## Material provided
* * * * *

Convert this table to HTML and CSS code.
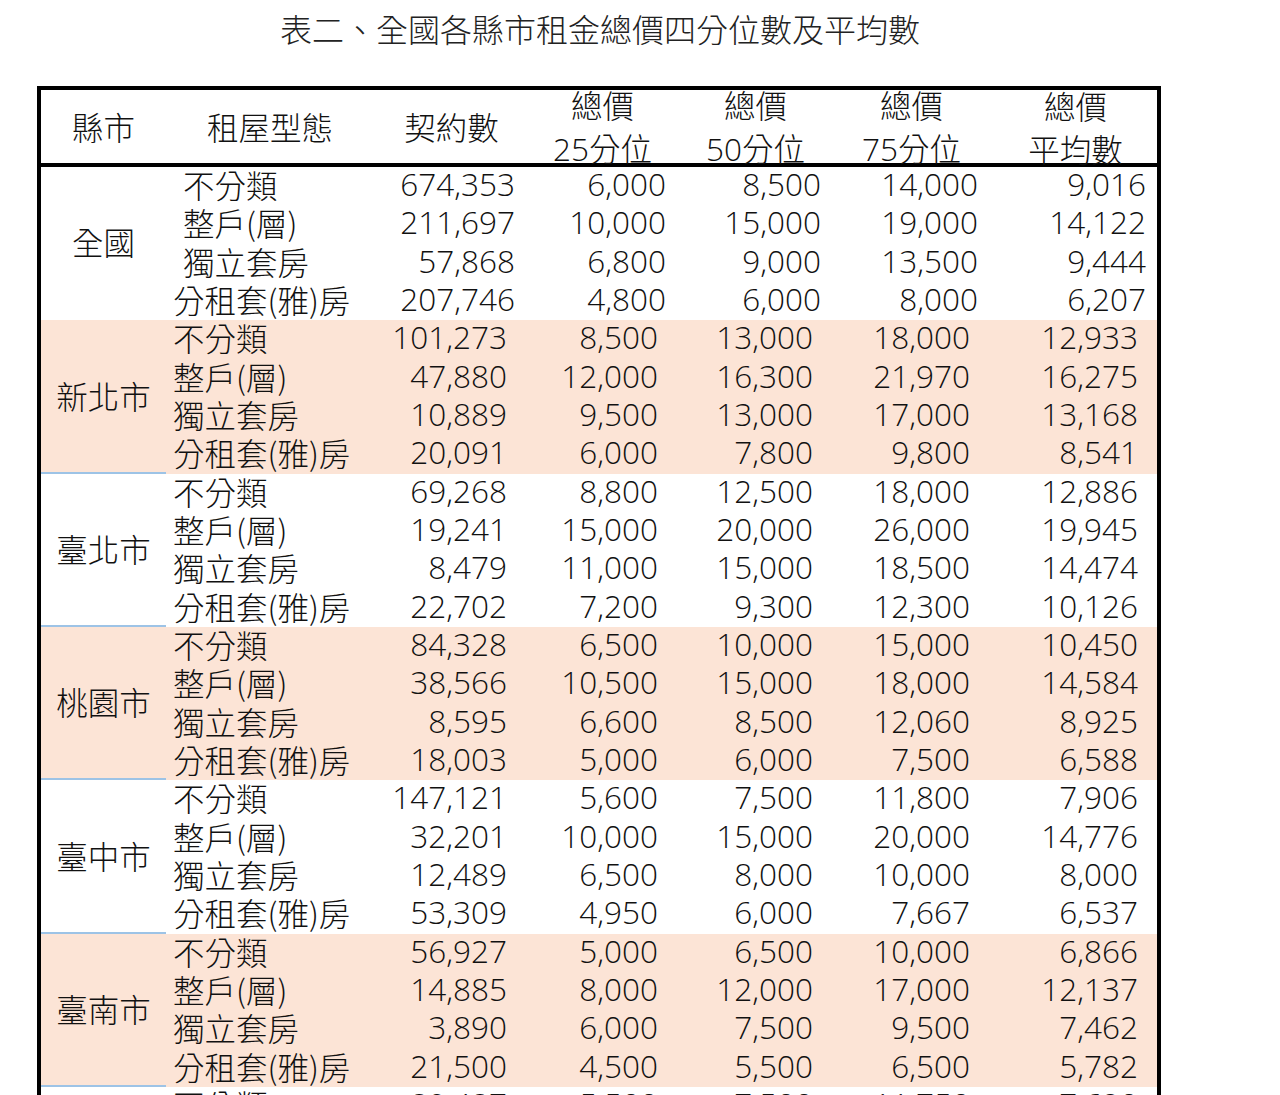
FILE: index.html
```html
<!DOCTYPE html>
<html lang="zh-Hant">
<head>
<meta charset="utf-8">
<title>表二、全國各縣市租金總價四分位數及平均數</title>
<link rel="stylesheet" href="styles.css">
</head>
<body>
<div class="page">
  <h1 class="title">表二、全國各縣市租金總價四分位數及平均數</h1>
  <table class="rent">
    <colgroup>
      <col class="c-city"><col class="c-type"><col class="c-count"><col class="c-q25"><col class="c-q50"><col class="c-q75"><col class="c-avg">
    </colgroup>
    <thead>
      <tr>
        <th><div class="hd hd-city"><span>縣市</span></div></th>
        <th><div class="hd hd-type"><span>租屋型態</span></div></th>
        <th><div class="hd hd-count"><span>契約數</span></div></th>
        <th><div class="hd hd-q"><span>總價<br><span class="dg">25</span>分位</span></div></th>
        <th><div class="hd hd-q"><span>總價<br><span class="dg">50</span>分位</span></div></th>
        <th><div class="hd hd-q"><span>總價<br><span class="dg">75</span>分位</span></div></th>
        <th><div class="hd hd-avg"><span>總價<br>平均數</span></div></th>
      </tr>
    </thead>
    <tbody class="grp nat">
      <tr><td class="city" rowspan="4">全國</td><td class="type ind">不分類</td><td class="num">674,353</td><td class="num">6,000</td><td class="num">8,500</td><td class="num">14,000</td><td class="num last">9,016</td></tr>
      <tr><td class="type ind">整戶(層)</td><td class="num">211,697</td><td class="num">10,000</td><td class="num">15,000</td><td class="num">19,000</td><td class="num last">14,122</td></tr>
      <tr><td class="type ind">獨立套房</td><td class="num">57,868</td><td class="num">6,800</td><td class="num">9,000</td><td class="num">13,500</td><td class="num last">9,444</td></tr>
      <tr><td class="type">分租套(雅)房</td><td class="num">207,746</td><td class="num">4,800</td><td class="num">6,000</td><td class="num">8,000</td><td class="num last">6,207</td></tr>
    </tbody>
    <tbody class="grp shaded">
      <tr><td class="city line" rowspan="4">新北市</td><td class="type">不分類</td><td class="num">101,273</td><td class="num">8,500</td><td class="num">13,000</td><td class="num">18,000</td><td class="num last">12,933</td></tr>
      <tr><td class="type">整戶(層)</td><td class="num">47,880</td><td class="num">12,000</td><td class="num">16,300</td><td class="num">21,970</td><td class="num last">16,275</td></tr>
      <tr><td class="type">獨立套房</td><td class="num">10,889</td><td class="num">9,500</td><td class="num">13,000</td><td class="num">17,000</td><td class="num last">13,168</td></tr>
      <tr><td class="type">分租套(雅)房</td><td class="num">20,091</td><td class="num">6,000</td><td class="num">7,800</td><td class="num">9,800</td><td class="num last">8,541</td></tr>
    </tbody>
    <tbody class="grp">
      <tr><td class="city line" rowspan="4">臺北市</td><td class="type">不分類</td><td class="num">69,268</td><td class="num">8,800</td><td class="num">12,500</td><td class="num">18,000</td><td class="num last">12,886</td></tr>
      <tr><td class="type">整戶(層)</td><td class="num">19,241</td><td class="num">15,000</td><td class="num">20,000</td><td class="num">26,000</td><td class="num last">19,945</td></tr>
      <tr><td class="type">獨立套房</td><td class="num">8,479</td><td class="num">11,000</td><td class="num">15,000</td><td class="num">18,500</td><td class="num last">14,474</td></tr>
      <tr><td class="type">分租套(雅)房</td><td class="num">22,702</td><td class="num">7,200</td><td class="num">9,300</td><td class="num">12,300</td><td class="num last">10,126</td></tr>
    </tbody>
    <tbody class="grp shaded">
      <tr><td class="city line" rowspan="4">桃園市</td><td class="type">不分類</td><td class="num">84,328</td><td class="num">6,500</td><td class="num">10,000</td><td class="num">15,000</td><td class="num last">10,450</td></tr>
      <tr><td class="type">整戶(層)</td><td class="num">38,566</td><td class="num">10,500</td><td class="num">15,000</td><td class="num">18,000</td><td class="num last">14,584</td></tr>
      <tr><td class="type">獨立套房</td><td class="num">8,595</td><td class="num">6,600</td><td class="num">8,500</td><td class="num">12,060</td><td class="num last">8,925</td></tr>
      <tr><td class="type">分租套(雅)房</td><td class="num">18,003</td><td class="num">5,000</td><td class="num">6,000</td><td class="num">7,500</td><td class="num last">6,588</td></tr>
    </tbody>
    <tbody class="grp">
      <tr><td class="city line" rowspan="4">臺中市</td><td class="type">不分類</td><td class="num">147,121</td><td class="num">5,600</td><td class="num">7,500</td><td class="num">11,800</td><td class="num last">7,906</td></tr>
      <tr><td class="type">整戶(層)</td><td class="num">32,201</td><td class="num">10,000</td><td class="num">15,000</td><td class="num">20,000</td><td class="num last">14,776</td></tr>
      <tr><td class="type">獨立套房</td><td class="num">12,489</td><td class="num">6,500</td><td class="num">8,000</td><td class="num">10,000</td><td class="num last">8,000</td></tr>
      <tr><td class="type">分租套(雅)房</td><td class="num">53,309</td><td class="num">4,950</td><td class="num">6,000</td><td class="num">7,667</td><td class="num last">6,537</td></tr>
    </tbody>
    <tbody class="grp shaded">
      <tr><td class="city line" rowspan="4">臺南市</td><td class="type">不分類</td><td class="num">56,927</td><td class="num">5,000</td><td class="num">6,500</td><td class="num">10,000</td><td class="num last">6,866</td></tr>
      <tr><td class="type">整戶(層)</td><td class="num">14,885</td><td class="num">8,000</td><td class="num">12,000</td><td class="num">17,000</td><td class="num last">12,137</td></tr>
      <tr><td class="type">獨立套房</td><td class="num">3,890</td><td class="num">6,000</td><td class="num">7,500</td><td class="num">9,500</td><td class="num last">7,462</td></tr>
      <tr><td class="type">分租套(雅)房</td><td class="num">21,500</td><td class="num">4,500</td><td class="num">5,500</td><td class="num">6,500</td><td class="num last">5,782</td></tr>
    </tbody>
    <tbody class="grp">
      <tr><td class="city line" rowspan="4">高雄市</td><td class="type">不分類</td><td class="num">89,487</td><td class="num">5,500</td><td class="num">7,500</td><td class="num">11,750</td><td class="num last">7,620</td></tr>
      <tr><td class="type">整戶(層)</td><td class="num">21,305</td><td class="num">9,000</td><td class="num">13,000</td><td class="num">17,000</td><td class="num last">13,214</td></tr>
      <tr><td class="type">獨立套房</td><td class="num">7,842</td><td class="num">6,000</td><td class="num">7,000</td><td class="num">8,500</td><td class="num last">7,411</td></tr>
      <tr><td class="type">分租套(雅)房</td><td class="num">26,116</td><td class="num">4,500</td><td class="num">5,500</td><td class="num">6,500</td><td class="num last">5,807</td></tr>
    </tbody>
  </table>
</div>
</body>
</html>
```

FILE: styles.css
```css
html, body {
  margin: 0;
  padding: 0;
  background: #ffffff;
}

body {
  font-family: "Noto Sans CJK TC", "Noto Sans CJK SC", "Noto Sans", sans-serif;
  color: #111;
}

.page {
  width: 1200px;
  padding: 8px 0 0 0;
}

.title {
  margin: 0 0 38px 0;
  width: 1200px;
  text-align: center;
  font-size: 32px;
  font-weight: 300;
  line-height: 40px;
  color: #222;
}

.rent {
  margin-left: 37px;
  width: 1124px;
  table-layout: fixed;
  border-collapse: separate;
  border-spacing: 0;
  border: 4px solid #000;
  font-size: 31.5px;
  font-weight: 300;
}

.c-city { width: 125px; }
.c-type { width: 196px; }
.c-count { width: 153px; }
.c-q25 { width: 151px; }
.c-q50 { width: 155px; }
.c-q75 { width: 157px; }
.c-avg { width: 179px; }

.rent th {
  padding: 0;
  font-weight: 300;
  border-bottom: 4px solid #000;
  height: 73px;
}

.hd {
  height: 73px;
  display: flex;
  align-items: center;
  justify-content: center;
  text-align: center;
  line-height: 43px;
  white-space: nowrap;
}

.hd-type { padding-left: 12px; }
.hd-count { padding-left: 26px; }
.hd-q { padding-left: 24px; }
.hd-avg { padding-left: 16px; }

.dg {
  font-family: "Open Sans", "Noto Sans", sans-serif;
  font-weight: 300;
}

.rent td {
  padding: 0 0 4px 0;
  height: 34.33px;
  line-height: 34.33px;
  white-space: nowrap;
}

.rent td.num {
  font-family: "Open Sans", "Noto Sans", sans-serif;
  font-weight: 300;
}

.shaded td {
  background: #fce4d6;
}

.city {
  text-align: center;
  vertical-align: middle;
}

.city.line {
  box-shadow: inset 0 -2px 0 #9dc3e6;
}

.type {
  text-align: left;
  padding-left: 7px !important;
}

.type.ind {
  padding-left: 17px !important;
}

.num {
  text-align: right;
  padding-right: 8px !important;
}

.num.last {
  padding-right: 19px !important;
}

.nat .num {
  padding-right: 0 !important;
}

.nat .num.last {
  padding-right: 11px !important;
}
```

* * * * *

## What is needed
Of the lines in this listing, report how many contain the string "table", and give the number only.

## Correct result
4